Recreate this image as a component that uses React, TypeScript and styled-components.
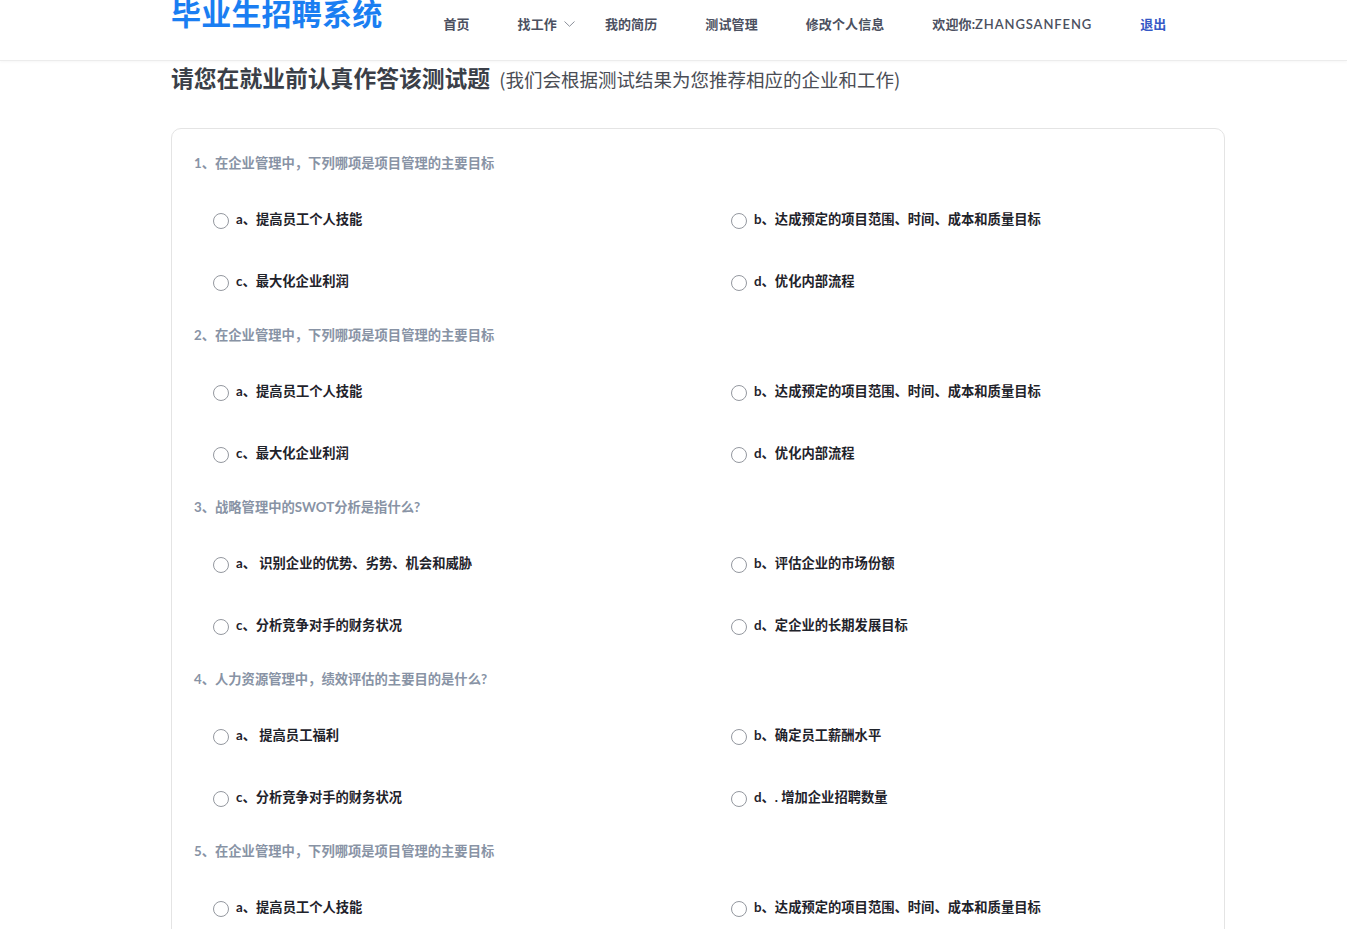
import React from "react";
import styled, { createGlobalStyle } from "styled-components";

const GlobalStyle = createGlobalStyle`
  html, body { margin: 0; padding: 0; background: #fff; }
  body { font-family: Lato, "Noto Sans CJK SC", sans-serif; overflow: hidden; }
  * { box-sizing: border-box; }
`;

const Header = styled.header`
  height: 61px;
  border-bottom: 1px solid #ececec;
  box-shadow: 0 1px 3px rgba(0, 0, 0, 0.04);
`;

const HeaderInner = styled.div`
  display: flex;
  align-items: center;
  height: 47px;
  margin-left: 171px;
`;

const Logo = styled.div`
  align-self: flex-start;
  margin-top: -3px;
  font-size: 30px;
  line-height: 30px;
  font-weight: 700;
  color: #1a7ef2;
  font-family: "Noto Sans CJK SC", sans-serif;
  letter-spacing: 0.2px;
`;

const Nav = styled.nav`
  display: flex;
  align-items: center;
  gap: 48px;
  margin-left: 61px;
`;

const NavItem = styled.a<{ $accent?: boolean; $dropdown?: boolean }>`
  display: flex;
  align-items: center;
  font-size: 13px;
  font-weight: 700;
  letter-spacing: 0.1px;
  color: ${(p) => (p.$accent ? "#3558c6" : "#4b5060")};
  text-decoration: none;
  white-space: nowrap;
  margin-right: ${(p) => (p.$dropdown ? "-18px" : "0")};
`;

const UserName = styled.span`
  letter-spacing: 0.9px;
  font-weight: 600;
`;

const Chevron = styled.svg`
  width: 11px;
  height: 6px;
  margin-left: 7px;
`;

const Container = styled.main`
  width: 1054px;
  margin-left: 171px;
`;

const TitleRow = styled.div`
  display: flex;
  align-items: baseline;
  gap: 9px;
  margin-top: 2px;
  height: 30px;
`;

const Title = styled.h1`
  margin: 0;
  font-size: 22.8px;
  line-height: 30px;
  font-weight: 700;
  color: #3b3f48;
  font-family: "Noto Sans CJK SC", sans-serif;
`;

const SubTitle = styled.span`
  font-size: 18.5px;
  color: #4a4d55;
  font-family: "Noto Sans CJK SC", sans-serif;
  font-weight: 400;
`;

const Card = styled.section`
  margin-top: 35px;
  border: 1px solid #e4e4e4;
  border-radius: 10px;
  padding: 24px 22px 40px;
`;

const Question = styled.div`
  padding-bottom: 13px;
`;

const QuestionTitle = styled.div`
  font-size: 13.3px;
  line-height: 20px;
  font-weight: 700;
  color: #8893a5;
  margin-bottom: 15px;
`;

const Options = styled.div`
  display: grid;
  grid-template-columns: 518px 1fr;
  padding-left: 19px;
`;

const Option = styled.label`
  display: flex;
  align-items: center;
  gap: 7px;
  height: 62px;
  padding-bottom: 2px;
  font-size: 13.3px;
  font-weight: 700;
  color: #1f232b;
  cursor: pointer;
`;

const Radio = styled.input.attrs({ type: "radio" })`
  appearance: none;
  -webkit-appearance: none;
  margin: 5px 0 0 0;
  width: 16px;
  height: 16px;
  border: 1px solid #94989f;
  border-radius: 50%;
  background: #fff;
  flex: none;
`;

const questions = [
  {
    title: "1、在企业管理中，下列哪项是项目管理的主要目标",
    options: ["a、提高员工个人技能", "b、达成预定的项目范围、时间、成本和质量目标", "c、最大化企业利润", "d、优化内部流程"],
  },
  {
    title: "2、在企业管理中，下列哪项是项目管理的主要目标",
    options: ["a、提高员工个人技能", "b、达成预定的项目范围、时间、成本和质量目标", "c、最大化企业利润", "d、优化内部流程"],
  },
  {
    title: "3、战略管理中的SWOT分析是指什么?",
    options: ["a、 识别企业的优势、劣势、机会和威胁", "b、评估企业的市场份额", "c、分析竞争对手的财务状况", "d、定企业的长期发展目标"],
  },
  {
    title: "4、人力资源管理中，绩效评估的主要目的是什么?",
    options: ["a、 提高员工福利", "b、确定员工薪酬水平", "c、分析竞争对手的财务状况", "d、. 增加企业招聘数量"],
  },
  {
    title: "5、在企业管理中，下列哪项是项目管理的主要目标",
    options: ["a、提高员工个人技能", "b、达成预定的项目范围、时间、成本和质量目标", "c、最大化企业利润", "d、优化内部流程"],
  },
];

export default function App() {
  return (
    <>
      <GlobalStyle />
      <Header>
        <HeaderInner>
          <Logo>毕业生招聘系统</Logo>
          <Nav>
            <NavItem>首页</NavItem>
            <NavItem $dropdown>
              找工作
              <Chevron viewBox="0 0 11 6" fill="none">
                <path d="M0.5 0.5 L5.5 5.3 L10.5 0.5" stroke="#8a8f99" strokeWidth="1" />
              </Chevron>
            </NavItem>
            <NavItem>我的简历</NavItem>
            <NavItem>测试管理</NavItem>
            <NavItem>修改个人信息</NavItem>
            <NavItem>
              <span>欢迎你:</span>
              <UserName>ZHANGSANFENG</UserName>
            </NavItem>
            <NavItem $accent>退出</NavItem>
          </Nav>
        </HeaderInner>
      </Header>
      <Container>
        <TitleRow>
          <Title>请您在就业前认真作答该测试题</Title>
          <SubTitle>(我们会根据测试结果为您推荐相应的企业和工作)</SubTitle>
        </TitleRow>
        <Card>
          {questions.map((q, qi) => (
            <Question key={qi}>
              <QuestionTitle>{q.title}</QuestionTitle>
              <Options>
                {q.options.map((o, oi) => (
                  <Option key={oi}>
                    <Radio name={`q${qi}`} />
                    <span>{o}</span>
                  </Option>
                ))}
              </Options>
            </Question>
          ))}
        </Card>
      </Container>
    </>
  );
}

◆ **Brief**
Without including any pictures, print all of the material exactly as given.

◆ **Full output**
Recreate this image as a component that uses React, TypeScript and styled-components.
import React from "react";
import styled, { createGlobalStyle } from "styled-components";

const GlobalStyle = createGlobalStyle`
  html, body { margin: 0; padding: 0; background: #fff; }
  body { font-family: Lato, "Noto Sans CJK SC", sans-serif; overflow: hidden; }
  * { box-sizing: border-box; }
`;

const Header = styled.header`
  height: 61px;
  border-bottom: 1px solid #ececec;
  box-shadow: 0 1px 3px rgba(0, 0, 0, 0.04);
`;

const HeaderInner = styled.div`
  display: flex;
  align-items: center;
  height: 47px;
  margin-left: 171px;
`;

const Logo = styled.div`
  align-self: flex-start;
  margin-top: -3px;
  font-size: 30px;
  line-height: 30px;
  font-weight: 700;
  color: #1a7ef2;
  font-family: "Noto Sans CJK SC", sans-serif;
  letter-spacing: 0.2px;
`;

const Nav = styled.nav`
  display: flex;
  align-items: center;
  gap: 48px;
  margin-left: 61px;
`;

const NavItem = styled.a<{ $accent?: boolean; $dropdown?: boolean }>`
  display: flex;
  align-items: center;
  font-size: 13px;
  font-weight: 700;
  letter-spacing: 0.1px;
  color: ${(p) => (p.$accent ? "#3558c6" : "#4b5060")};
  text-decoration: none;
  white-space: nowrap;
  margin-right: ${(p) => (p.$dropdown ? "-18px" : "0")};
`;

const UserName = styled.span`
  letter-spacing: 0.9px;
  font-weight: 600;
`;

const Chevron = styled.svg`
  width: 11px;
  height: 6px;
  margin-left: 7px;
`;

const Container = styled.main`
  width: 1054px;
  margin-left: 171px;
`;

const TitleRow = styled.div`
  display: flex;
  align-items: baseline;
  gap: 9px;
  margin-top: 2px;
  height: 30px;
`;

const Title = styled.h1`
  margin: 0;
  font-size: 22.8px;
  line-height: 30px;
  font-weight: 700;
  color: #3b3f48;
  font-family: "Noto Sans CJK SC", sans-serif;
`;

const SubTitle = styled.span`
  font-size: 18.5px;
  color: #4a4d55;
  font-family: "Noto Sans CJK SC", sans-serif;
  font-weight: 400;
`;

const Card = styled.section`
  margin-top: 35px;
  border: 1px solid #e4e4e4;
  border-radius: 10px;
  padding: 24px 22px 40px;
`;

const Question = styled.div`
  padding-bottom: 13px;
`;

const QuestionTitle = styled.div`
  font-size: 13.3px;
  line-height: 20px;
  font-weight: 700;
  color: #8893a5;
  margin-bottom: 15px;
`;

const Options = styled.div`
  display: grid;
  grid-template-columns: 518px 1fr;
  padding-left: 19px;
`;

const Option = styled.label`
  display: flex;
  align-items: center;
  gap: 7px;
  height: 62px;
  padding-bottom: 2px;
  font-size: 13.3px;
  font-weight: 700;
  color: #1f232b;
  cursor: pointer;
`;

const Radio = styled.input.attrs({ type: "radio" })`
  appearance: none;
  -webkit-appearance: none;
  margin: 5px 0 0 0;
  width: 16px;
  height: 16px;
  border: 1px solid #94989f;
  border-radius: 50%;
  background: #fff;
  flex: none;
`;

const questions = [
  {
    title: "1、在企业管理中，下列哪项是项目管理的主要目标",
    options: ["a、提高员工个人技能", "b、达成预定的项目范围、时间、成本和质量目标", "c、最大化企业利润", "d、优化内部流程"],
  },
  {
    title: "2、在企业管理中，下列哪项是项目管理的主要目标",
    options: ["a、提高员工个人技能", "b、达成预定的项目范围、时间、成本和质量目标", "c、最大化企业利润", "d、优化内部流程"],
  },
  {
    title: "3、战略管理中的SWOT分析是指什么?",
    options: ["a、 识别企业的优势、劣势、机会和威胁", "b、评估企业的市场份额", "c、分析竞争对手的财务状况", "d、定企业的长期发展目标"],
  },
  {
    title: "4、人力资源管理中，绩效评估的主要目的是什么?",
    options: ["a、 提高员工福利", "b、确定员工薪酬水平", "c、分析竞争对手的财务状况", "d、. 增加企业招聘数量"],
  },
  {
    title: "5、在企业管理中，下列哪项是项目管理的主要目标",
    options: ["a、提高员工个人技能", "b、达成预定的项目范围、时间、成本和质量目标", "c、最大化企业利润", "d、优化内部流程"],
  },
];

export default function App() {
  return (
    <>
      <GlobalStyle />
      <Header>
        <HeaderInner>
          <Logo>毕业生招聘系统</Logo>
          <Nav>
            <NavItem>首页</NavItem>
            <NavItem $dropdown>
              找工作
              <Chevron viewBox="0 0 11 6" fill="none">
                <path d="M0.5 0.5 L5.5 5.3 L10.5 0.5" stroke="#8a8f99" strokeWidth="1" />
              </Chevron>
            </NavItem>
            <NavItem>我的简历</NavItem>
            <NavItem>测试管理</NavItem>
            <NavItem>修改个人信息</NavItem>
            <NavItem>
              <span>欢迎你:</span>
              <UserName>ZHANGSANFENG</UserName>
            </NavItem>
            <NavItem $accent>退出</NavItem>
          </Nav>
        </HeaderInner>
      </Header>
      <Container>
        <TitleRow>
          <Title>请您在就业前认真作答该测试题</Title>
          <SubTitle>(我们会根据测试结果为您推荐相应的企业和工作)</SubTitle>
        </TitleRow>
        <Card>
          {questions.map((q, qi) => (
            <Question key={qi}>
              <QuestionTitle>{q.title}</QuestionTitle>
              <Options>
                {q.options.map((o, oi) => (
                  <Option key={oi}>
                    <Radio name={`q${qi}`} />
                    <span>{o}</span>
                  </Option>
                ))}
              </Options>
            </Question>
          ))}
        </Card>
      </Container>
    </>
  );
}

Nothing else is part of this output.